Who's taking notice and taking advantage of these trends? The following are a few examples of companies appealing to women and seniors, taken from "Where the Bucks Are" (Fast Company, March 2004), and "Marketing Surprise: Older Consumers Buy Stuff, Too" (Wall Street Journal, 6 April 2004):

* Chico's, the hugely successful women's clothing store, catalog and web site, sells stylish clothes to boomer women that fit their bodies the way they want.

* Paine Webber (now part of UBS AG) runs a print ad featuring an older woman business owner who is also a mother.

* New Balance sneakers have five shoe widths (for older, flatter feet), and position their female product line for "the soul of the midlife woman."

* Saga, a British travel services company, recently tweaked its positioning from servicing the elderly traveler to servicing those in the over-50 crowd who prefer action-oriented travel.

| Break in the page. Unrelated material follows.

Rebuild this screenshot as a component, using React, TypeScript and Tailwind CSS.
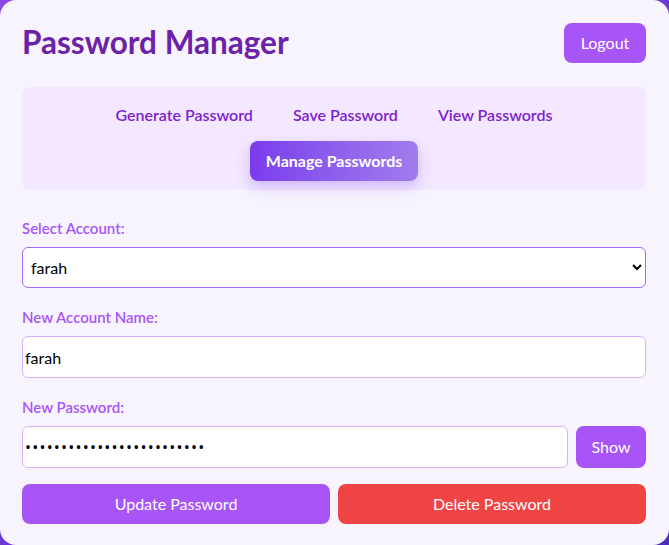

* Ford Motor Co. plans to sell a sedan for empty-nesters with a trunk that holds eight golf bags.

* Sony has poured more than $25 million into advertising to make the company's camcorders, digital cameras and other high-end gadgets more appealing to people between 50 and 64, whom Sony call "zoomers."

* Walt Disney World has a web site on which customers over 50 can organize outings with golfing buddies, old schoolmates or grandchildren.

* Microsoft Corp. has started publicizing software tools with easier-to-read text, audio alerts and mouse alternatives for older workers who are developing vision, hearing and wrist problems.

* Anheuser-Busch created low-carb Michelob Ultra to appeal to the 50-plus age group, but due to its appeal to middle-age boomers, ended up creating one of its top-selling brands.

* Virgin Group is revamping some of its flagship music Megastores to include sections that appeal mostly to older listeners. In the new "mind, body and spirit" zone, there are relaxation CDs, self-help books, personal journals, yoga balls and DVDs about the Pilates exercise method.

* Proctor & Gamble Co., the consumer products marketer, has pinpointed about 30 existing products that it can market more directly to people 50 and over; work has begun on advertising plans and on a new partnership with AARP that may include joint marketing and research.

Active, affluent seniors will also transform the health care, leisure, transportation and housing industries, to name a few others. In fact, according to jupiter Media Metrix, 39% of Americans 45 and over spend more than 10 hours a week online, vs. only 25% of those 35-to-44, only 24% of those 25-to-34 and only 11% of those 25 or younger.

Growth Strategies Implications

As we wrote in "Senior Gold" (Growth Strategies #948), it would be wrong to assume that an aging society cannot be an economically growing, technologically innovative, culturally dynamic, socially vigorous society.